Steven Mufson / Philip P. Pan
October 24, 2008
The world's petro-powers -- the oil-exporting nations armed with vast, high-priced crude reserves -- are looking a little less imposing now that prices are tumbling.
Instead of flexing their financial muscle abroad, cash-rich oil exporters have been forced to bolster institutions at home, spending billions of dollars to prop up banks, currencies, stock markets and other aspects of their economies.
Around the world, oil price shock has given way to aftershock. Yesterday, crude oil prices briefly touched a 16-month low before closing at $67.84 a barrel, up $1.09 but less than half their July peak as traders worried that a global economic slowdown will shrink demand for petroleum products.

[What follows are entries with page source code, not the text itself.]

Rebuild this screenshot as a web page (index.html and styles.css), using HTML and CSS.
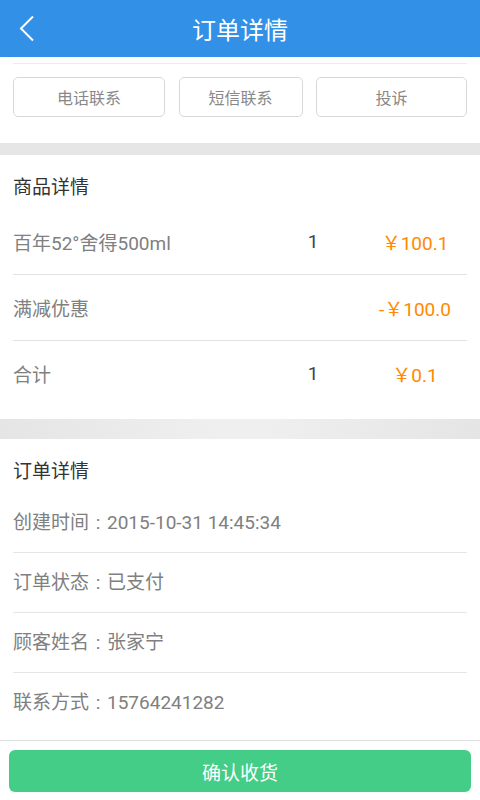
FILE: index.html
```html
<!DOCTYPE html>
<html lang="zh">
<head>
  <meta charset="UTF-8">
  <meta name="viewport" content="width=device-width, initial-scale=1">
  <title>订单详情</title>
  <link rel="stylesheet" href="styles.css">
</head>
<body>
<div class="page">
  <div class="topbar">
    <a class="back" href="#">
      <svg width="16" height="28" viewBox="0 0 16 28"><polyline points="14,1.5 2,13.5 14,25.5" fill="none" stroke="#fff" stroke-width="2"/></svg>
    </a>
    <h1>订单详情</h1>
    <span></span>
  </div>

  <div class="main">
    <div class="contact">
      <div class="contact-btns">
        <button class="btn-w1">电话联系</button>
        <button class="btn-w2">短信联系</button>
        <button class="btn-w3">投诉</button>
      </div>
    </div>

    <div class="gap gap-sm"></div>

    <div class="block">
      <div class="block-title">商品详情</div>
      <div class="line-row">
        <span class="name">百年52°舍得500ml</span>
        <span class="qty">1</span>
        <span class="price">￥100.1</span>
      </div>
      <div class="line-row">
        <span class="name">满减优惠</span>
        <span class="qty"></span>
        <span class="price">-￥100.0</span>
      </div>
      <div class="line-row">
        <span class="name">合计</span>
        <span class="qty">1</span>
        <span class="price">￥0.1</span>
      </div>
    </div>

    <div class="gap"></div>

    <div class="block">
      <div class="block-title">订单详情</div>
      <div class="info-row">创建时间<span class="colon">:</span>2015-10-31 14:45:34</div>
      <div class="info-row">订单状态<span class="colon">:</span>已支付</div>
      <div class="info-row">顾客姓名<span class="colon">:</span>张家宁</div>
      <div class="info-row">联系方式<span class="colon">:</span>15764241282</div>
    </div>

    <div class="gap"></div>
  </div>

  <div class="footer">
    <button class="confirm">确认收货</button>
  </div>
</div>
</body>
</html>
```

FILE: styles.css
```css
html, body { margin: 0; padding: 0; }
body { font-family: Roboto, "Noto Sans CJK SC", sans-serif; background: #fff; }
.page { height: 100vh; display: flex; flex-direction: column; overflow: hidden; }

.topbar { height: 57px; background: #3290e6; display: grid; grid-template-columns: 57px 1fr 57px; align-items: center; flex-shrink: 0; }
.topbar h1 { margin: 0; text-align: center; color: #fff; font-size: 24px; font-weight: normal; }
.back { display: flex; align-items: center; padding-left: 19px; height: 57px; }

.main { flex: 1; overflow: hidden; }

.contact { padding: 6px 13px 26px; }
.contact-btns { border-top: 1px solid #ebebeb; padding-top: 13px; display: flex; justify-content: space-between; }
.contact-btns button { height: 40px; background: #fff; border: 1px solid #d8d8d8; border-radius: 5px; color: #888; font-size: 16px; font-family: inherit; }
.btn-w1 { width: 152px; }
.btn-w2 { width: 124px; }
.btn-w3 { width: 151px; }

.gap { height: 20px; background: linear-gradient(to right, #e5e5e5, #efefef 45%, #efefef 55%, #e5e5e5); }
.gap-sm { height: 12px; background: #e6e6e6; }

.block { padding: 0 13px 13px; }
.block-title { padding: 22px 0 10px; line-height: 22px; font-size: 19px; color: #333; }

.line-row { height: 65px; display: grid; grid-template-columns: 1fr 60px 104px; column-gap: 20px; align-items: center; font-size: 19px; border-bottom: 1px solid #e2e2e2; }
.line-row:last-child { border-bottom: none; }
.line-row .name { color: #808080; }
.line-row .qty { color: #444; text-align: center; }
.line-row .price { color: #ff8a00; text-align: center; }

.info-row { height: 59px; line-height: 59px; font-size: 19px; color: #808080; border-bottom: 1px solid #e6e6e6; }
.info-row:last-child { border-bottom: none; height: 56px; }
.colon { display: inline-block; width: 18px; text-align: center; }

.footer { height: 60px; flex-shrink: 0; border-top: 1px solid #e0e0e0; box-sizing: border-box; padding: 9px 9px 8px; background: #fff; }
.confirm { width: 100%; height: 42px; border: none; border-radius: 6px; background: #43cd87; color: #fff; font-size: 19px; font-family: inherit; }
```
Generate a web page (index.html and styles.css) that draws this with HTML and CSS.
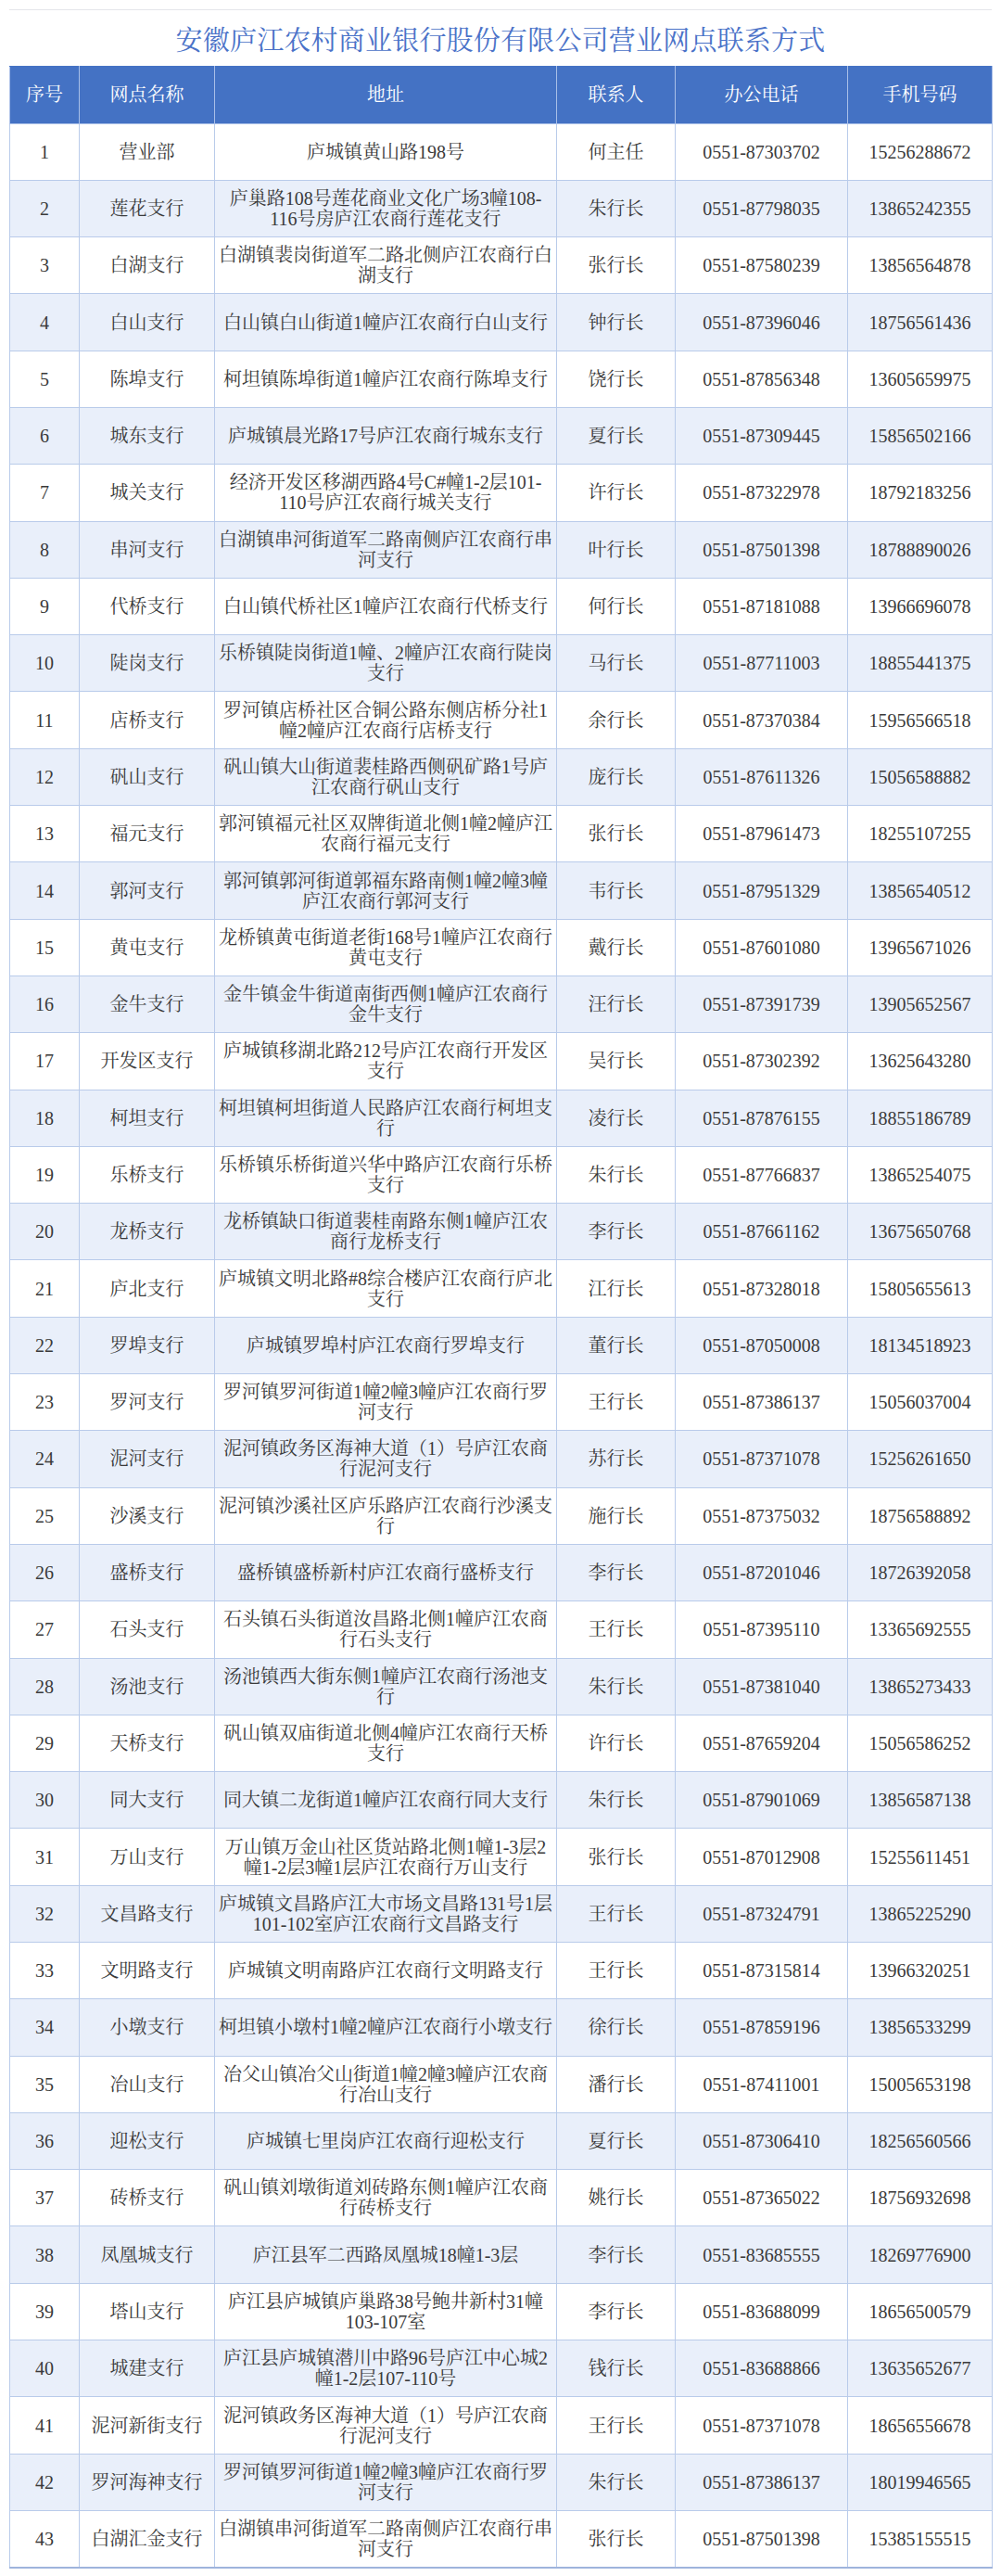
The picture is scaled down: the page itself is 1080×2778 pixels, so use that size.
FILE: index.html
```html
<!DOCTYPE html>
<html lang="zh-CN">
<head>
<meta charset="utf-8">
<title>安徽庐江农村商业银行股份有限公司营业网点联系方式</title>
<link rel="stylesheet" href="styles.css">
</head>
<body>
<div class="page">
  <div class="sheet">
    <h1 class="title">安徽庐江农村商业银行股份有限公司营业网点联系方式</h1>
    <table class="grid">
      <colgroup>
        <col class="c-no"><col class="c-name"><col class="c-addr"><col class="c-person"><col class="c-tel"><col class="c-mob">
      </colgroup>
      <thead>
        <tr><th>序号</th><th>网点名称</th><th>地址</th><th>联系人</th><th>办公电话</th><th>手机号码</th></tr>
      </thead>
      <tbody>
        <tr><td>1</td><td>营业部</td><td class="addr">庐城镇黄山路198号</td><td>何主任</td><td>0551-87303702</td><td>15256288672</td></tr>
        <tr><td>2</td><td>莲花支行</td><td class="addr">庐巢路108号莲花商业文化广场3幢108-116号房庐江农商行莲花支行</td><td>朱行长</td><td>0551-87798035</td><td>13865242355</td></tr>
        <tr><td>3</td><td>白湖支行</td><td class="addr">白湖镇裴岗街道军二路北侧庐江农商行白湖支行</td><td>张行长</td><td>0551-87580239</td><td>13856564878</td></tr>
        <tr><td>4</td><td>白山支行</td><td class="addr">白山镇白山街道1幢庐江农商行白山支行</td><td>钟行长</td><td>0551-87396046</td><td>18756561436</td></tr>
        <tr><td>5</td><td>陈埠支行</td><td class="addr">柯坦镇陈埠街道1幢庐江农商行陈埠支行</td><td>饶行长</td><td>0551-87856348</td><td>13605659975</td></tr>
        <tr><td>6</td><td>城东支行</td><td class="addr">庐城镇晨光路17号庐江农商行城东支行</td><td>夏行长</td><td>0551-87309445</td><td>15856502166</td></tr>
        <tr><td>7</td><td>城关支行</td><td class="addr">经济开发区移湖西路4号C#幢1-2层101-110号庐江农商行城关支行</td><td>许行长</td><td>0551-87322978</td><td>18792183256</td></tr>
        <tr><td>8</td><td>串河支行</td><td class="addr">白湖镇串河街道军二路南侧庐江农商行串河支行</td><td>叶行长</td><td>0551-87501398</td><td>18788890026</td></tr>
        <tr><td>9</td><td>代桥支行</td><td class="addr">白山镇代桥社区1幢庐江农商行代桥支行</td><td>何行长</td><td>0551-87181088</td><td>13966696078</td></tr>
        <tr><td>10</td><td>陡岗支行</td><td class="addr">乐桥镇陡岗街道1幢、2幢庐江农商行陡岗支行</td><td>马行长</td><td>0551-87711003</td><td>18855441375</td></tr>
        <tr><td>11</td><td>店桥支行</td><td class="addr">罗河镇店桥社区合铜公路东侧店桥分社1幢2幢庐江农商行店桥支行</td><td>余行长</td><td>0551-87370384</td><td>15956566518</td></tr>
        <tr><td>12</td><td>矾山支行</td><td class="addr">矾山镇大山街道裴桂路西侧矾矿路1号庐江农商行矾山支行</td><td>庞行长</td><td>0551-87611326</td><td>15056588882</td></tr>
        <tr><td>13</td><td>福元支行</td><td class="addr">郭河镇福元社区双牌街道北侧1幢2幢庐江农商行福元支行</td><td>张行长</td><td>0551-87961473</td><td>18255107255</td></tr>
        <tr><td>14</td><td>郭河支行</td><td class="addr">郭河镇郭河街道郭福东路南侧1幢2幢3幢庐江农商行郭河支行</td><td>韦行长</td><td>0551-87951329</td><td>13856540512</td></tr>
        <tr><td>15</td><td>黄屯支行</td><td class="addr">龙桥镇黄屯街道老街168号1幢庐江农商行黄屯支行</td><td>戴行长</td><td>0551-87601080</td><td>13965671026</td></tr>
        <tr><td>16</td><td>金牛支行</td><td class="addr">金牛镇金牛街道南街西侧1幢庐江农商行金牛支行</td><td>汪行长</td><td>0551-87391739</td><td>13905652567</td></tr>
        <tr><td>17</td><td>开发区支行</td><td class="addr">庐城镇移湖北路212号庐江农商行开发区支行</td><td>吴行长</td><td>0551-87302392</td><td>13625643280</td></tr>
        <tr><td>18</td><td>柯坦支行</td><td class="addr">柯坦镇柯坦街道人民路庐江农商行柯坦支行</td><td>凌行长</td><td>0551-87876155</td><td>18855186789</td></tr>
        <tr><td>19</td><td>乐桥支行</td><td class="addr">乐桥镇乐桥街道兴华中路庐江农商行乐桥支行</td><td>朱行长</td><td>0551-87766837</td><td>13865254075</td></tr>
        <tr><td>20</td><td>龙桥支行</td><td class="addr">龙桥镇缺口街道裴桂南路东侧1幢庐江农商行龙桥支行</td><td>李行长</td><td>0551-87661162</td><td>13675650768</td></tr>
        <tr><td>21</td><td>庐北支行</td><td class="addr">庐城镇文明北路#8综合楼庐江农商行庐北支行</td><td>江行长</td><td>0551-87328018</td><td>15805655613</td></tr>
        <tr><td>22</td><td>罗埠支行</td><td class="addr">庐城镇罗埠村庐江农商行罗埠支行</td><td>董行长</td><td>0551-87050008</td><td>18134518923</td></tr>
        <tr><td>23</td><td>罗河支行</td><td class="addr">罗河镇罗河街道1幢2幢3幢庐江农商行罗河支行</td><td>王行长</td><td>0551-87386137</td><td>15056037004</td></tr>
        <tr><td>24</td><td>泥河支行</td><td class="addr">泥河镇政务区海神大道（1）号庐江农商行泥河支行</td><td>苏行长</td><td>0551-87371078</td><td>15256261650</td></tr>
        <tr><td>25</td><td>沙溪支行</td><td class="addr">泥河镇沙溪社区庐乐路庐江农商行沙溪支行</td><td>施行长</td><td>0551-87375032</td><td>18756588892</td></tr>
        <tr><td>26</td><td>盛桥支行</td><td class="addr">盛桥镇盛桥新村庐江农商行盛桥支行</td><td>李行长</td><td>0551-87201046</td><td>18726392058</td></tr>
        <tr><td>27</td><td>石头支行</td><td class="addr">石头镇石头街道汝昌路北侧1幢庐江农商行石头支行</td><td>王行长</td><td>0551-87395110</td><td>13365692555</td></tr>
        <tr><td>28</td><td>汤池支行</td><td class="addr">汤池镇西大街东侧1幢庐江农商行汤池支行</td><td>朱行长</td><td>0551-87381040</td><td>13865273433</td></tr>
        <tr><td>29</td><td>天桥支行</td><td class="addr">矾山镇双庙街道北侧4幢庐江农商行天桥支行</td><td>许行长</td><td>0551-87659204</td><td>15056586252</td></tr>
        <tr><td>30</td><td>同大支行</td><td class="addr">同大镇二龙街道1幢庐江农商行同大支行</td><td>朱行长</td><td>0551-87901069</td><td>13856587138</td></tr>
        <tr><td>31</td><td>万山支行</td><td class="addr">万山镇万金山社区货站路北侧1幢1-3层2幢1-2层3幢1层庐江农商行万山支行</td><td>张行长</td><td>0551-87012908</td><td>15255611451</td></tr>
        <tr><td>32</td><td>文昌路支行</td><td class="addr">庐城镇文昌路庐江大市场文昌路131号1层101-102室庐江农商行文昌路支行</td><td>王行长</td><td>0551-87324791</td><td>13865225290</td></tr>
        <tr><td>33</td><td>文明路支行</td><td class="addr">庐城镇文明南路庐江农商行文明路支行</td><td>王行长</td><td>0551-87315814</td><td>13966320251</td></tr>
        <tr><td>34</td><td>小墩支行</td><td class="addr">柯坦镇小墩村1幢2幢庐江农商行小墩支行</td><td>徐行长</td><td>0551-87859196</td><td>13856533299</td></tr>
        <tr><td>35</td><td>冶山支行</td><td class="addr">冶父山镇冶父山街道1幢2幢3幢庐江农商行冶山支行</td><td>潘行长</td><td>0551-87411001</td><td>15005653198</td></tr>
        <tr><td>36</td><td>迎松支行</td><td class="addr">庐城镇七里岗庐江农商行迎松支行</td><td>夏行长</td><td>0551-87306410</td><td>18256560566</td></tr>
        <tr><td>37</td><td>砖桥支行</td><td class="addr">矾山镇刘墩街道刘砖路东侧1幢庐江农商行砖桥支行</td><td>姚行长</td><td>0551-87365022</td><td>18756932698</td></tr>
        <tr><td>38</td><td>凤凰城支行</td><td class="addr">庐江县军二西路凤凰城18幢1-3层</td><td>李行长</td><td>0551-83685555</td><td>18269776900</td></tr>
        <tr><td>39</td><td>塔山支行</td><td class="addr">庐江县庐城镇庐巢路38号鲍井新村31幢103-107室</td><td>李行长</td><td>0551-83688099</td><td>18656500579</td></tr>
        <tr><td>40</td><td>城建支行</td><td class="addr">庐江县庐城镇潜川中路96号庐江中心城2幢1-2层107-110号</td><td>钱行长</td><td>0551-83688866</td><td>13635652677</td></tr>
        <tr><td>41</td><td>泥河新街支行</td><td class="addr">泥河镇政务区海神大道（1）号庐江农商行泥河支行</td><td>王行长</td><td>0551-87371078</td><td>18656556678</td></tr>
        <tr><td>42</td><td>罗河海神支行</td><td class="addr">罗河镇罗河街道1幢2幢3幢庐江农商行罗河支行</td><td>朱行长</td><td>0551-87386137</td><td>18019946565</td></tr>
        <tr><td>43</td><td>白湖汇金支行</td><td class="addr">白湖镇串河街道军二路南侧庐江农商行串河支行</td><td>张行长</td><td>0551-87501398</td><td>15385155515</td></tr>
      </tbody>
    </table>
  </div>
</div>
</body>
</html>
```

FILE: styles.css
```css
html, body {
  margin: 0;
  padding: 0;
  background: #ffffff;
}

.page {
  padding: 10px 10px 0 10px;
  font-family: "Liberation Serif", "Noto Serif CJK SC", "Noto Sans CJK SC", serif;
  color: #3a3a3a;
}

.sheet {
  width: 1060px;
  border-top: 1px solid #e4e6ea;
}

.title {
  margin: 0;
  height: 60px;
  display: flex;
  align-items: center;
  justify-content: center;
  font-size: 29px;
  font-weight: normal;
  color: #4a72c8;
  letter-spacing: 0.2px;
}

.grid {
  width: 1060px;
  border-collapse: collapse;
  table-layout: fixed;
  font-size: 20px;
  line-height: 22px;
}

.c-no { width: 75px; }
.c-name { width: 146px; }
.c-addr { width: 369px; }
.c-person { width: 128px; }
.c-tel { width: 186px; }
.c-mob { width: 156px; }

.grid th,
.grid td {
  text-align: center;
  vertical-align: middle;
  padding: 0 2px;
  border: 1px solid #b9cbea;
}

.grid thead tr {
  height: 61.5px;
}

.grid th {
  background: #4472c4;
  color: #ffffff;
  font-weight: normal;
  border-color: #a9bfe8;
  border-top-color: #4472c4;
}

.grid tbody tr {
  height: 61.3px;
}

.grid tbody tr:nth-child(even) td {
  background: #e9effa;
}

.grid tbody tr:last-child td {
  border-bottom: 2px solid #9fb4dc;
}
```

For oil exporters, the price decline has compounded the global financial crisis. Kazakhstan has raided its once sacrosanct national oil fund to bolster banks that borrowed from abroad; Iran, which drained much of its rainy day fund to pump up its economy even before oil prices fell, is now having trouble financing oil and gas development projects; Venezuela might run a deficit to pay for massive social spending; Mexico has spent billions of dollars defending the peso; and Russia, Saudi Arabia and the United Arab Emirates have dipped into their cash hoards to rescue domestic financial institutions.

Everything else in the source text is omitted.